It's Not What You Think It Is
Today is Cinco de Mayo — May 5, 2026 — and somewhere in the United States, someone is wishing their Mexican American neighbor a happy Mexican Independence Day. That day is September 16th. It marks the beginning of Mexico's fight for independence from Spain, in 1810 — a watershed moment in Mexican history deeply and formally celebrated across the entire country every year. Cinco de Mayo is something else entirely: the anniversary of a single battle, fought on May 5, 1862, in the hills above the city of Puebla, in which a ragtag Mexican army of somewhere between 2,000 and 5,000 soldiers defeated a French imperial force of roughly 6,000 — considered among the finest armies in the world. The battle did not win the war. The French came back the following year, took Puebla, occupied Mexico City, and installed a Habsburg archduke as emperor. And yet the day it happened — the day the underdog stood its ground — turned into a holiday that would travel north across the border and eventually generate beer sales in the United States on par with the Super Bowl. The story of how that happened is, like the battle itself, improbable and worth knowing.
The Battle That May Have Saved the Union
On May 5, 1862, French troops under General Charles de Lorencez advanced on Puebla, a city about 80 miles southeast of Mexico City, expecting a quick and decisive victory. The French army had not been defeated in nearly 50 years. Against them stood General Ignacio Zaragoza — born in what is now Goliad, Texas — commanding a force that was outgunned, outequipped, and vastly outnumbered. The battle lasted from daybreak to early evening. Zaragoza fortified the hilltop forts of Loreto and Guadalupe, used guerrilla tactics to compensate for his disadvantage in firepower, and launched a well-timed cavalry attack on the French flank at a critical moment. When Lorencez finally withdrew his defeated army, it was a stunning result that reverberated far beyond Mexico. Four months later, Zaragoza died of typhoid fever. He never saw what his victory set in motion.

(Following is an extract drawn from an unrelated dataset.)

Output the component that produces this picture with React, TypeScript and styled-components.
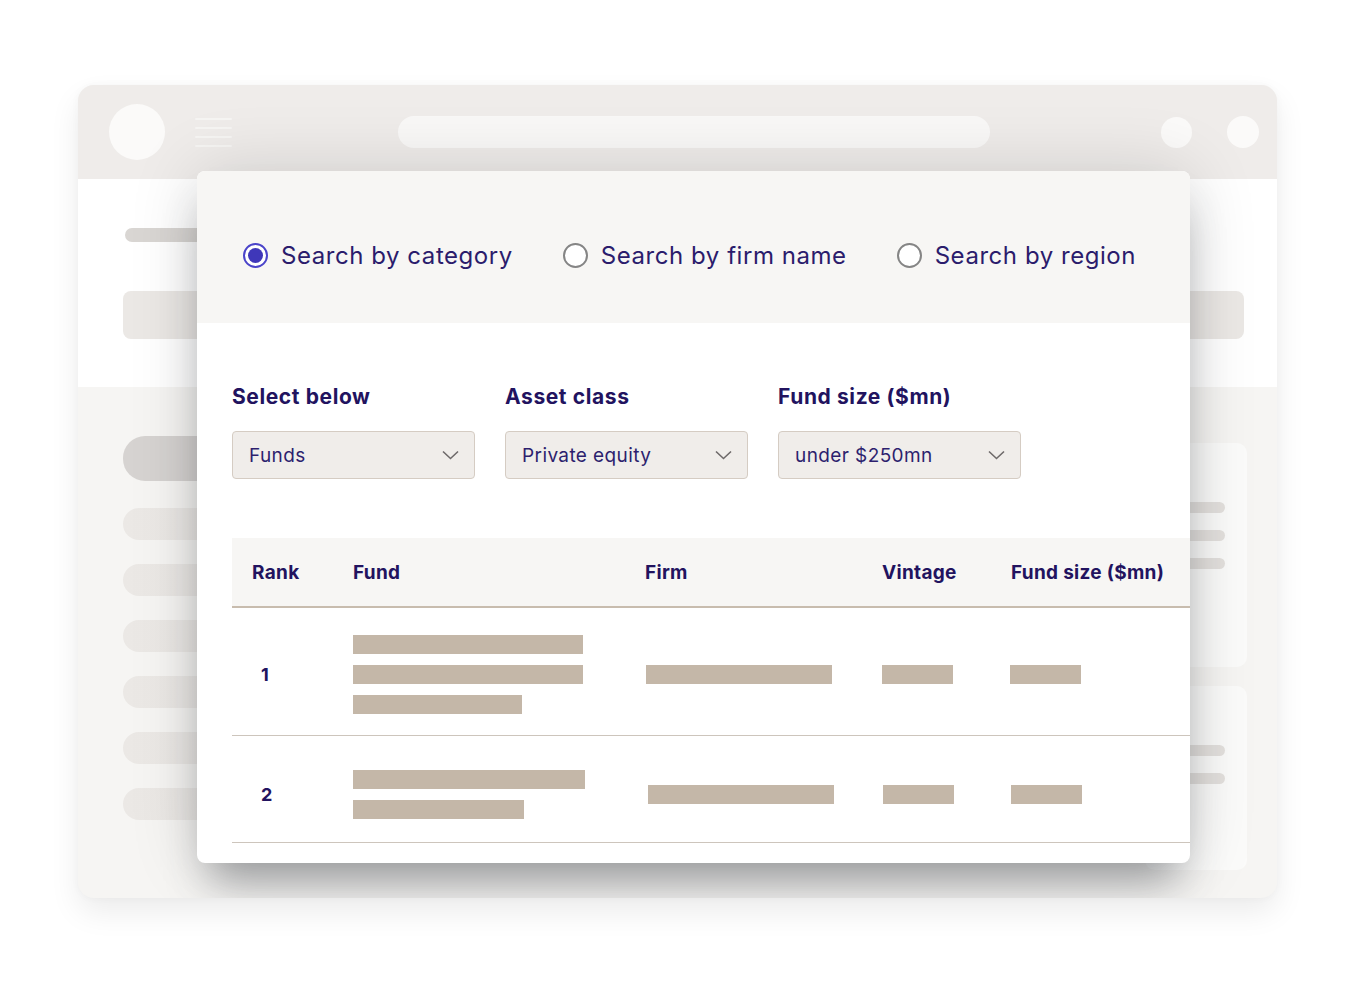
import React from 'react';
import styled, { createGlobalStyle } from 'styled-components';

const GlobalStyle = createGlobalStyle`
  html, body {
    margin: 0;
    padding: 0;
    background: #ffffff;
  }
  body {
    font-family: Inter, "Noto Sans", sans-serif;
    -webkit-font-smoothing: antialiased;
  }
`;

const INK = '#22135f';
const BAR = '#c4b7a8';

const Page = styled.div`
  width: 1360px;
  height: 992px;
  box-sizing: border-box;
  padding: 85px 0 0 78px;
  overflow: hidden;
`;

// 뒤에 깔린 흐릿한 브라우저 창
const Window = styled.div`
  position: relative;
  width: 1199px;
  height: 813px;
  border-radius: 16px;
  background: #f6f5f3;
  box-shadow: 0 14px 30px rgba(0, 0, 0, 0.08), 0 0 8px rgba(0, 0, 0, 0.03);
  overflow: hidden;
  display: flex;
  flex-direction: column;
`;

const TopBar = styled.div`
  height: 94px;
  flex: none;
  background: #efecea;
  display: flex;
  align-items: center;
  padding-left: 31px;
`;

const Dot = styled.div<{ $size: number; $ml: number }>`
  width: ${(p) => p.$size}px;
  height: ${(p) => p.$size}px;
  margin-left: ${(p) => p.$ml}px;
  border-radius: 50%;
  background: #fbfaf9;
  flex: none;
`;

const Burger = styled.div`
  margin-left: 30px;
  width: 37px;
  display: flex;
  flex-direction: column;
  gap: 7px;
  span {
    height: 2px;
    background: #f6f5f3;
    border-radius: 2px;
  }
`;

const SearchPill = styled.div`
  margin-left: 166px;
  width: 592px;
  height: 32px;
  border-radius: 16px;
  background: #f9f8f7;
`;

const Hero = styled.div`
  height: 208px;
  flex: none;
  background: #ffffff;
  box-sizing: border-box;
  padding: 49px 33px 0 45px;
`;

const ThinPill = styled.div`
  margin-left: 2px;
  width: 300px;
  height: 14px;
  border-radius: 7px;
  background: #d9d6d3;
`;

const WideBar = styled.div`
  margin-top: 49px;
  height: 48px;
  border-radius: 8px;
  background: #ebe8e5;
`;

const Lower = styled.div`
  flex: 1;
  display: flex;
  justify-content: space-between;
  padding: 49px 30px 0 45px;
`;

const Sidebar = styled.div`
  width: 240px;
  display: flex;
  flex-direction: column;
  gap: 24px;
`;

const SideItem = styled.div<{ $active?: boolean }>`
  height: ${(p) => (p.$active ? 45 : 32)}px;
  margin-bottom: ${(p) => (p.$active ? 3 : 0)}px;
  border-radius: 22px;
  background: ${(p) => (p.$active ? '#d6d3d1' : 'linear-gradient(90deg, #ebe8e5, #eeece9)')};
`;

const SideCol = styled.div`
  width: 102px;
  padding-top: 7px;
  display: flex;
  flex-direction: column;
  gap: 19px;
`;

const SideCard = styled.div<{ $h: number }>`
  height: ${(p) => p.$h}px;
  box-sizing: border-box;
  border-radius: 10px;
  background: #fbfbfa;
  padding: 59px 22px 0 0;
  display: flex;
  flex-direction: column;
  gap: 17px;
`;

const CardLine = styled.div`
  height: 11px;
  border-radius: 6px;
  background: #e4e1de;
`;

// 앞에 떠 있는 검색 카드
const Card = styled.div`
  position: absolute;
  left: 119px;
  top: 86px;
  width: 993px;
  height: 692px;
  border-radius: 8px;
  background: #ffffff;
  overflow: hidden;
  box-shadow: 0 30px 40px -12px rgba(60, 65, 70, 0.45), 0 0 70px rgba(0, 0, 0, 0.14);
  display: flex;
  flex-direction: column;
`;

const CardHead = styled.div`
  height: 152px;
  flex: none;
  box-sizing: border-box;
  background: #f7f6f4;
  padding: 16px 0 0 46px;
  display: flex;
  align-items: center;
  gap: 50px;
`;

const RadioLabel = styled.label`
  display: flex;
  align-items: center;
  gap: 13px;
  font-size: 24px;
  letter-spacing: 0.55px;
  color: #2b1c6c;
  cursor: pointer;
`;

const RadioMark = styled.span<{ $on?: boolean }>`
  width: 25px;
  height: 25px;
  box-sizing: border-box;
  border-radius: 50%;
  border: 2px solid ${(p) => (p.$on ? '#4b44c9' : '#858585')};
  background: #ffffff;
  display: flex;
  align-items: center;
  justify-content: center;
  &::after {
    content: '';
    width: 15px;
    height: 15px;
    border-radius: 50%;
    background: ${(p) => (p.$on ? '#3f37b9' : 'transparent')};
  }
`;

const CardBody = styled.div`
  flex: 1;
  padding: 62px 0 0 35px;
`;

const Filters = styled.div`
  display: flex;
  gap: 30px;
`;

const Filter = styled.div`
  width: 243px;
  display: flex;
  flex-direction: column;
  gap: 22px;
`;

const FilterLabel = styled.div`
  font-size: 21px;
  line-height: 24px;
  font-weight: 700;
  letter-spacing: 0.6px;
  color: ${INK};
`;

const Select = styled.div`
  height: 48px;
  box-sizing: border-box;
  border: 1.5px solid #d5ccc3;
  border-radius: 4px;
  background: #f0edea;
  display: flex;
  align-items: center;
  justify-content: space-between;
  padding: 0 15px 0 16px;
  font-size: 19px;
  letter-spacing: 0.4px;
  color: #2d1f6e;
`;

const Table = styled.div`
  margin-top: 59px;
`;

const cols = '121px 292px 237px 129px 1fr';

const HeadRow = styled.div`
  display: grid;
  grid-template-columns: ${cols};
  height: 68px;
  align-items: center;
  background: #f7f6f4;
  border-bottom: 2.5px solid #c8bcae;
  font-size: 19px;
  font-weight: 700;
  letter-spacing: 0.3px;
  color: ${INK};
  & > div:first-child {
    padding-left: 20px;
  }
`;

const Row = styled.div<{ $pt: number; $pb: number }>`
  display: grid;
  grid-template-columns: ${cols};
  align-items: center;
  padding: ${(p) => p.$pt}px 0 ${(p) => p.$pb}px;
  border-bottom: 1.5px solid #cdc5bc;
`;

const Rank = styled.div`
  padding-left: 29px;
  font-size: 18px;
  font-weight: 700;
  color: ${INK};
`;

const Stack = styled.div`
  display: flex;
  flex-direction: column;
  gap: 11px;
`;

const Bar = styled.div<{ $w: number; $ml?: number }>`
  width: ${(p) => p.$w}px;
  height: 19px;
  margin-left: ${(p) => p.$ml || 0}px;
  background: ${BAR};
`;

const Chevron = () => (
  <svg width="17" height="10" viewBox="0 0 17 10" fill="none">
    <path d="M1 1.5 L8.5 8.5 L16 1.5" stroke="#6e6a6a" strokeWidth="1.6" />
  </svg>
);

const radios = [
  { label: 'Search by category', on: true },
  { label: 'Search by firm name' },
  { label: 'Search by region' },
];

const filters = [
  { label: 'Select below', value: 'Funds' },
  { label: 'Asset class', value: 'Private equity' },
  { label: 'Fund size ($mn)', value: 'under $250mn' },
];

const rows = [
  { rank: 1, fund: [230, 230, 169], firm: [186, 1], vintage: [71, 0], size: [71, -1], pt: 27, pb: 21 },
  { rank: 2, fund: [232, 171], firm: [186, 3], vintage: [71, 1], size: [71, 0], pt: 34, pb: 23 },
];

export default function App() {
  return (
    <Page>
      <GlobalStyle />
      <Window>
        <TopBar>
          <Dot $size={56} $ml={0} />
          <Burger>
            <span />
            <span />
            <span />
            <span />
          </Burger>
          <SearchPill />
          <Dot $size={31} $ml={171} />
          <Dot $size={32} $ml={35} />
        </TopBar>
        <Hero>
          <ThinPill />
          <WideBar />
        </Hero>
        <Lower>
          <Sidebar>
            <SideItem $active />
            {[0, 1, 2, 3, 4, 5].map((i) => (
              <SideItem key={i} />
            ))}
          </Sidebar>
          <SideCol>
            <SideCard $h={224}>
              <CardLine />
              <CardLine />
              <CardLine />
            </SideCard>
            <SideCard $h={184}>
              <CardLine />
              <CardLine />
            </SideCard>
          </SideCol>
        </Lower>

        <Card>
          <CardHead>
            {radios.map((r) => (
              <RadioLabel key={r.label}>
                <RadioMark $on={r.on} />
                {r.label}
              </RadioLabel>
            ))}
          </CardHead>
          <CardBody>
            <Filters>
              {filters.map((f) => (
                <Filter key={f.label}>
                  <FilterLabel>{f.label}</FilterLabel>
                  <Select>
                    {f.value}
                    <Chevron />
                  </Select>
                </Filter>
              ))}
            </Filters>
            <Table>
              <HeadRow>
                <div>Rank</div>
                <div>Fund</div>
                <div>Firm</div>
                <div>Vintage</div>
                <div>Fund size ($mn)</div>
              </HeadRow>
              {rows.map((r) => (
                <Row key={r.rank} $pt={r.pt} $pb={r.pb}>
                  <Rank>{r.rank}</Rank>
                  <Stack>
                    {r.fund.map((w, i) => (
                      <Bar key={i} $w={w} />
                    ))}
                  </Stack>
                  <Bar $w={r.firm[0]} $ml={r.firm[1]} />
                  <Bar $w={r.vintage[0]} $ml={r.vintage[1]} />
                  <Bar $w={r.size[0]} $ml={r.size[1]} />
                </Row>
              ))}
            </Table>
          </CardBody>
        </Card>
      </Window>
    </Page>
  );
}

What it set in motion, historians have argued, may have extended well beyond Mexican borders. In 1862, the American Civil War was raging simultaneously, and France under Napoleon III was weighing whether to recognize the Confederacy. The French had a plan: ship long-range artillery overland through Texas to Confederate armies in the east, potentially circumventing the Union naval blockade. The Battle of Puebla delayed the French advance for nearly a year, buying time for the Union. By the time French forces finally gained control of the Mexican border with Texas in the summer of 1863, General Ulysses S. Grant had won the Battle of Vicksburg, cutting off the Confederacy's access to weapons from the west. The French window had closed. Mexican communities in California — strong Union supporters who had followed every dispatch from Puebla in Spanish-language newspapers — understood the connection immediately. They had formed 129 patriotic organizations, raised money for Juárez's army, and begun celebrating Cinco de Mayo in 1862, the same year the battle was fought. The holiday that millions of Americans observe today was, at its origin, an act of political solidarity in the middle of the American Civil War.

The holiday traveled a long way from Puebla to become what it is today — reshaped by the Chicano Movement of the 1960s, commercialized by beer and spirits companies in the 1980s, and ultimately transformed into something far larger and looser than its origins. In Mexico itself, Cinco de Mayo is observed primarily in the state of Puebla; for the rest of the country, it is a minor ceremonial date. The giant, margarita-filled American version of the holiday is largely an American invention, bearing the same relationship to the Battle of Puebla that St. Patrick's Day bears to the arrival of Christianity in Ireland — a specific historical event refracted through immigrant identity, popular culture, and considerable commercial interest into something both connected to and very different from its source. None of that makes today's celebrations less joyful. It makes them more interesting. The ragtag army that held the hilltop above Puebla on May 5, 1862, had no idea their day of survival would eventually become an occasion for 400 million pounds of avocados to be consumed in the United States in a single week. History rarely goes where it intends.